Click to see a sample response

(a) The alliance system — especially the Triple Entente and Triple Alliance — transformed a local Balkan crisis in 1914 into a continent-wide war by binding each great power to defend its allies.

(b) The Treaty of Versailles imposed heavy reparations and "war guilt" on Germany, producing resentments and economic instability that Hitler and the Nazi Party later exploited to win power in 1933.

(c) WWI fueled Chinese nationalism: the 1919 Versailles decision to transfer German concessions in Shandong to Japan (rather than return them to China) sparked the May Fourth Movement, which radicalized students and intellectuals and helped lead to the founding of the Chinese Communist Party in 1921.

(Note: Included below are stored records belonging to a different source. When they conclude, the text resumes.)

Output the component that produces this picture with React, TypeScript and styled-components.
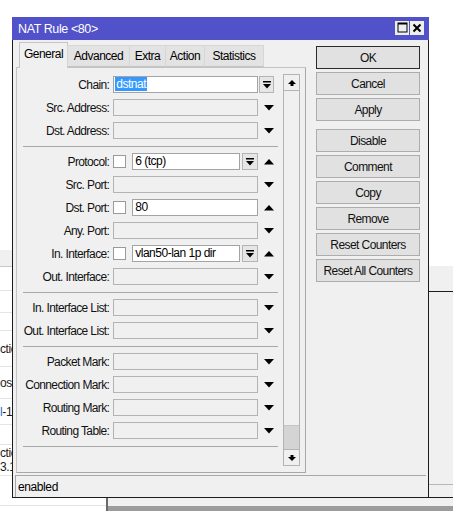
import React from "react";
import styled, { createGlobalStyle } from "styled-components";

const GlobalStyle = createGlobalStyle`
  html, body {
    margin: 0;
    padding: 0;
    background: #ffffff;
  }
  body {
    font-family: "Liberation Sans", Arial, sans-serif;
    font-size: 12px;
    color: #000;
  }
`;

type FieldKind = "select" | "empty" | "check-input" | "check-combo";

interface Field {
  label: string;
  kind: FieldKind;
  value?: string;
  arrow?: "up" | "down" | "combo" | "none";
}

const groups: Field[][] = [
  [
    { label: "Chain:", kind: "select", value: "dstnat", arrow: "combo" },
    { label: "Src. Address:", kind: "empty", arrow: "down" },
    { label: "Dst. Address:", kind: "empty", arrow: "down" },
  ],
  [
    { label: "Protocol:", kind: "check-combo", value: "6 (tcp)", arrow: "up" },
    { label: "Src. Port:", kind: "empty", arrow: "down" },
    { label: "Dst. Port:", kind: "check-input", value: "80", arrow: "up" },
    { label: "Any. Port:", kind: "empty", arrow: "down" },
    { label: "In. Interface:", kind: "check-combo", value: "vlan50-lan 1p dir", arrow: "up" },
    { label: "Out. Interface:", kind: "empty", arrow: "down" },
  ],
  [
    { label: "In. Interface List:", kind: "empty", arrow: "down" },
    { label: "Out. Interface List:", kind: "empty", arrow: "down" },
  ],
  [
    { label: "Packet Mark:", kind: "empty", arrow: "down" },
    { label: "Connection Mark:", kind: "empty", arrow: "down" },
    { label: "Routing Mark:", kind: "empty", arrow: "down" },
    { label: "Routing Table:", kind: "empty", arrow: "down" },
  ],
];

const tabs = [
  { name: "General", w: 49, active: true },
  { name: "Advanced", w: 63 },
  { name: "Extra", w: 37 },
  { name: "Action", w: 40 },
  { name: "Statistics", w: 60 },
];

const actions = [
  { name: "OK", primary: true },
  { name: "Cancel" },
  { name: "Apply" },
  { name: "Disable", spaced: true },
  { name: "Comment" },
  { name: "Copy" },
  { name: "Remove" },
  { name: "Reset Counters" },
  { name: "Reset All Counters" },
];

const backRows = [
  { h: 24, text: "" },
  { h: 22, text: "" },
  { h: 18, text: "" },
  { h: 36, text: "ction" },
  { h: 32, text: "ose" },
  { h: 26, text: "l-18", blue: true },
  { h: 20, text: "" },
  { h: 31, text: "ction", sub: "3.1" },
  { h: 30, text: "" },
];

/* ---------- desktop / background windows ---------- */

const Desktop = styled.div`
  position: relative;
  width: 453px;
  height: 511px;
  overflow: hidden;
  background: #fff;
`;

const ListWindow = styled.div`
  position: absolute;
  left: 0;
  top: 250px;
  width: 140px;
  height: 261px;
  background: #fff;
  display: flex;
  flex-direction: column;
`;

const ListHeader = styled.div`
  height: 16px;
  background: #f0f0f0;
  border-bottom: 1px solid #c8c8c8;
`;

const ListRow = styled.div<{ $h: number }>`
  height: ${(p) => p.$h}px;
  box-sizing: border-box;
  border-bottom: 1px solid #e4e4e4;
  display: flex;
  flex-direction: column;
  justify-content: center;
  line-height: 14px;
  letter-spacing: -0.4px;
  color: #1a1a1a;
`;

const Blue = styled.span`
  color: #2a6fd6;
`;

const SidePanel = styled.div`
  position: absolute;
  left: 380px;
  top: 266px;
  width: 80px;
  height: 232px;
  box-sizing: border-box;
  background: #f0f0f0;
  border-bottom: 1px solid #1c1c1c;
  display: flex;
  flex-direction: column;
`;

const SideHeader = styled.div`
  height: 25px;
  border-bottom: 1px solid #1c1c1c;
`;

const SideBody = styled.div`
  flex: 1;
  border-bottom: 1px solid #b8b8b8;
  margin-bottom: 12px;
`;

const BottomFrame = styled.div`
  position: absolute;
  left: 106px;
  top: 498px;
  width: 360px;
  height: 13px;
  box-sizing: border-box;
  background: #f0f0f0;
  border-left: 2px solid #6a6a6a;
  display: flex;
  flex-direction: column;
  justify-content: flex-end;
`;

const BottomBand = styled.div`
  height: 5px;
  background: #9c9c9c;
`;

/* ---------- main window ---------- */

const Window = styled.div`
  position: absolute;
  left: 12px;
  top: 17px;
  width: 417px;
  height: 481px;
  box-sizing: border-box;
  border: 1px solid #1c1c1c;
  border-top: none;
  background: #f0f0f0;
  display: flex;
  flex-direction: column;
`;

const TitleBar = styled.div`
  height: 23px;
  margin: 0 -1px;
  padding: 0 5px 0 6px;
  background: #5151c9;
  color: #fff;
  display: flex;
  align-items: center;
  justify-content: space-between;
  font-size: 12.5px;
  letter-spacing: -0.4px;
`;

const TitleButtons = styled.div`
  display: flex;
  gap: 1px;
  margin-top: -2px;
`;

const TitleButton = styled.div`
  width: 14px;
  height: 14px;
  background: #eeeeee;
  display: flex;
  align-items: center;
  justify-content: center;
`;

const Main = styled.div`
  flex: 1;
  display: flex;
  padding: 2px 0 0 3px;
  min-height: 0;
`;

const LeftColumn = styled.div`
  width: 290px;
  display: flex;
  flex-direction: column;
`;

const TabStrip = styled.div`
  height: 25px;
  display: flex;
  align-items: flex-end;
  padding-left: 4px;
  position: relative;
  z-index: 1;
`;

const Tab = styled.div<{ $w: number; $active?: boolean }>`
  width: ${(p) => p.$w}px;
  height: ${(p) => (p.$active ? 26 : 22)}px;
  margin-bottom: ${(p) => (p.$active ? -1 : 0)}px;
  box-sizing: border-box;
  border: 1px solid ${(p) => (p.$active ? "#c4c4c4" : "#d6d6d6")};
  border-bottom: ${(p) => (p.$active ? "none" : "1px solid #c4c4c4")};
  margin-left: -1px;
  background: ${(p) => (p.$active ? "#f0f0f0" : "#e3e3e3")};
  display: flex;
  align-items: center;
  justify-content: center;
  padding-bottom: ${(p) => (p.$active ? 3 : 0)}px;
  letter-spacing: -0.5px;
`;

const Panel = styled.div`
  flex: 1;
  box-sizing: border-box;
  border: 1px solid #c4c4c4;
  border-right-color: #a8a8a8;
  border-bottom-color: #a8a8a8;
  display: flex;
`;

const Form = styled.div`
  width: 261px;
  padding-top: 8px;
  display: flex;
  flex-direction: column;
`;

const Group = styled.div`
  display: flex;
  flex-direction: column;
  gap: 6px;
`;

const Separator = styled.div`
  height: 1px;
  background: #a8a8a8;
  margin: 7px 0 6px 6px;
`;

const Row = styled.div`
  height: 17px;
  display: flex;
  align-items: center;
`;

const Label = styled.div`
  width: 93px;
  margin-right: 4px;
  text-align: right;
  white-space: nowrap;
  letter-spacing: -0.62px;
  color: #111;
`;

const FieldArea = styled.div`
  width: 146px;
  height: 17px;
  display: flex;
  align-items: center;
`;

const Input = styled.div<{ $filled?: boolean }>`
  flex: 1;
  height: 17px;
  box-sizing: border-box;
  border: 1px solid ${(p) => (p.$filled ? "#a4a4a4" : "#b4b4b4")};
  background: ${(p) => (p.$filled ? "#ffffff" : "#f0f0f0")};
  padding-left: 2px;
  line-height: 15px;
  white-space: nowrap;
  overflow: hidden;
  letter-spacing: -0.5px;
`;

const Selected = styled.span`
  background: #3399ff;
  color: #fff;
  margin-left: -1px;
  padding: 0 1px;
`;

const CheckBox = styled.div`
  width: 13px;
  height: 13px;
  box-sizing: border-box;
  border: 1px solid #9a9a9a;
  background: #fff;
  margin-right: 6px;
  flex: none;
`;

const ComboButton = styled.div<{ $inline?: boolean }>`
  width: ${(p) => (p.$inline ? 16 : 15)}px;
  height: 17px;
  margin-left: ${(p) => (p.$inline ? 2 : 0)}px;
  box-sizing: border-box;
  border: 1px solid #b4b4b4;
  background: #e6e6e6;
  display: flex;
  align-items: center;
  justify-content: center;
  flex: none;
`;

const ArrowCell = styled.div<{ $left?: boolean }>`
  width: 19px;
  margin-left: 1px;
  height: 17px;
  display: flex;
  align-items: center;
  justify-content: ${(p) => (p.$left ? "flex-start" : "center")};
`;

const Scrollbar = styled.div`
  width: 17px;
  margin: 6px 5px 6px 5px;
  box-sizing: border-box;
  border: 1px solid #b4b4b4;
  background: #f0f0f0;
  display: flex;
  flex-direction: column;
`;

const ScrollButton = styled.div<{ $bottom?: boolean }>`
  height: 16px;
  box-sizing: border-box;
  ${(p) => (p.$bottom ? "border-top" : "border-bottom")}: 1px solid #b4b4b4;
  display: flex;
  align-items: center;
  justify-content: center;
`;

const Track = styled.div`
  flex: 1;
  display: flex;
  flex-direction: column;
  justify-content: flex-end;
`;

const Thumb = styled.div`
  height: 23px;
  background: #d4d4d4;
  border-top: 1px solid #c4c4c4;
`;

const RightColumn = styled.div`
  width: 104px;
  margin-left: 10px;
  padding-top: 4px;
  display: flex;
  flex-direction: column;
  gap: 3px;
`;

const ActionButton = styled.div<{ $primary?: boolean; $spaced?: boolean }>`
  height: 23px;
  box-sizing: border-box;
  border: 1px solid ${(p) => (p.$primary ? "#2a2a2a" : "#adadad")};
  background: #e1e1e1;
  margin-top: ${(p) => (p.$spaced ? 5 : 0)}px;
  display: flex;
  align-items: center;
  justify-content: center;
  letter-spacing: -0.58px;
  white-space: nowrap;
  color: #111;
`;

const StatusBar = styled.div`
  height: 22px;
  margin: 2px 2px 0 2px;
  box-sizing: border-box;
  border-top: 1px solid #a8a8a8;
  border-left: 1px solid #a8a8a8;
  padding-left: 2px;
  display: flex;
  align-items: center;
  letter-spacing: -0.4px;
`;

/* ---------- glyphs ---------- */

const DownArrow = () => (
  <svg width="10" height="6" viewBox="0 0 10 6">
    <polygon points="0,0 10,0 5,5.5" fill="#000" />
  </svg>
);

const UpArrow = () => (
  <svg width="10" height="6" viewBox="0 0 10 6">
    <polygon points="0,5.5 10,5.5 5,0" fill="#000" />
  </svg>
);

const ComboGlyph = () => (
  <svg width="8" height="9" viewBox="0 0 8 9">
    <rect x="0" y="1" width="8" height="1.5" fill="#000" />
    <polygon points="0,4 8,4 4,8.5" fill="#000" />
  </svg>
);

const ScrollUpGlyph = () => (
  <svg width="8" height="8" viewBox="0 0 8 8">
    <polygon points="0,5 8,5 4,1" fill="#000" />
    <rect x="2.5" y="5" width="3" height="2" fill="#000" />
  </svg>
);

const ScrollDownGlyph = () => (
  <svg width="8" height="8" viewBox="0 0 8 8">
    <rect x="2.5" y="1" width="3" height="2" fill="#000" />
    <polygon points="0,3 8,3 4,7" fill="#000" />
  </svg>
);

const MaxGlyph = () => (
  <svg width="11" height="11" viewBox="0 0 11 11">
    <rect x="1" y="1" width="9" height="9" fill="none" stroke="#000" strokeWidth="1" />
    <rect x="1" y="1" width="9" height="1.5" fill="#000" />
  </svg>
);

const CloseGlyph = () => (
  <svg width="10" height="10" viewBox="0 0 10 10">
    <path d="M1.5 1.5 L8.5 8.5 M8.5 1.5 L1.5 8.5" stroke="#000" strokeWidth="2" />
  </svg>
);

/* ---------- pieces ---------- */

const FieldRow = ({ field }: { field: Field }) => {
  const { label, kind, value, arrow } = field;
  return (
    <Row>
      <Label>{label}</Label>
      <FieldArea>
        {(kind === "check-input" || kind === "check-combo") && <CheckBox />}
        {kind === "select" && (
          <Input $filled>
            <Selected>{value}</Selected>
          </Input>
        )}
        {kind === "empty" && <Input />}
        {(kind === "check-input" || kind === "check-combo") && (
          <Input $filled>{value}</Input>
        )}
        {kind === "check-combo" && (
          <ComboButton $inline>
            <ComboGlyph />
          </ComboButton>
        )}
      </FieldArea>
      <ArrowCell $left={arrow === "combo"}>
        {arrow === "down" && <DownArrow />}
        {arrow === "up" && <UpArrow />}
        {arrow === "combo" && (
          <ComboButton>
            <ComboGlyph />
          </ComboButton>
        )}
      </ArrowCell>
    </Row>
  );
};

export default function App() {
  return (
    <>
      <GlobalStyle />
      <Desktop>
        <ListWindow>
          <ListHeader />
          {backRows.map((r, i) => (
            <ListRow key={i} $h={r.h}>
              <div>{r.blue ? <><Blue>l</Blue>-18</> : r.text}</div>
              {r.sub && <div>{r.sub}</div>}
            </ListRow>
          ))}
        </ListWindow>
        <SidePanel>
          <SideHeader />
          <SideBody />
        </SidePanel>
        <BottomFrame>
          <BottomBand />
        </BottomFrame>

        <Window>
          <TitleBar>
            <span>NAT Rule &lt;80&gt;</span>
            <TitleButtons>
              <TitleButton>
                <MaxGlyph />
              </TitleButton>
              <TitleButton>
                <CloseGlyph />
              </TitleButton>
            </TitleButtons>
          </TitleBar>

          <Main>
            <LeftColumn>
              <TabStrip>
                {tabs.map((t) => (
                  <Tab key={t.name} $w={t.w} $active={t.active}>
                    {t.name}
                  </Tab>
                ))}
              </TabStrip>
              <Panel>
                <Form>
                  {groups.map((g, gi) => (
                    <React.Fragment key={gi}>
                      <Group>
                        {g.map((f) => (
                          <FieldRow key={f.label} field={f} />
                        ))}
                      </Group>
                      <Separator />
                    </React.Fragment>
                  ))}
                </Form>
                <Scrollbar>
                  <ScrollButton>
                    <ScrollUpGlyph />
                  </ScrollButton>
                  <Track>
                    <Thumb />
                  </Track>
                  <ScrollButton $bottom>
                    <ScrollDownGlyph />
                  </ScrollButton>
                </Scrollbar>
              </Panel>
            </LeftColumn>

            <RightColumn>
              {actions.map((a) => (
                <ActionButton key={a.name} $primary={a.primary} $spaced={a.spaced}>
                  {a.name}
                </ActionButton>
              ))}
            </RightColumn>
          </Main>

          <StatusBar>enabled</StatusBar>
        </Window>
      </Desktop>
    </>
  );
}
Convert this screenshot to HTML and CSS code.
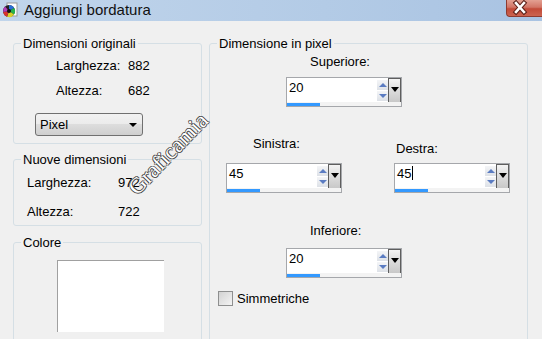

SAQ 2 — Stimulus (Churchill on Appeasement)

"You were given the choice between war and dishonour. You chose dishonour, and you will have war."
— Winston Churchill, speech in the House of Commons on the Munich Agreement, 1938

  1. Identify the historical event that Churchill is commenting on in this quotation.
  2. Explain ONE reason British and French leaders pursued the policy Churchill is criticizing.
  3. Explain ONE consequence of that policy for the outbreak of World War II.
Click to see a sample response

(a) Churchill is criticizing the Munich Agreement of September 1938, in which Britain and France agreed to allow Nazi Germany to annex the Sudetenland region of Czechoslovakia.

(b) British and French leaders sought to avoid another catastrophic war like WWI; memory of the enormous casualties of 1914–1918 and weak rearmament left democracies unwilling to confront Hitler militarily over eastern Europe.

(c) Appeasement emboldened Hitler by showing that western democracies would not resist aggressive expansion; within six months he seized the rest of Czechoslovakia, and in September 1939 his invasion of Poland triggered WWII.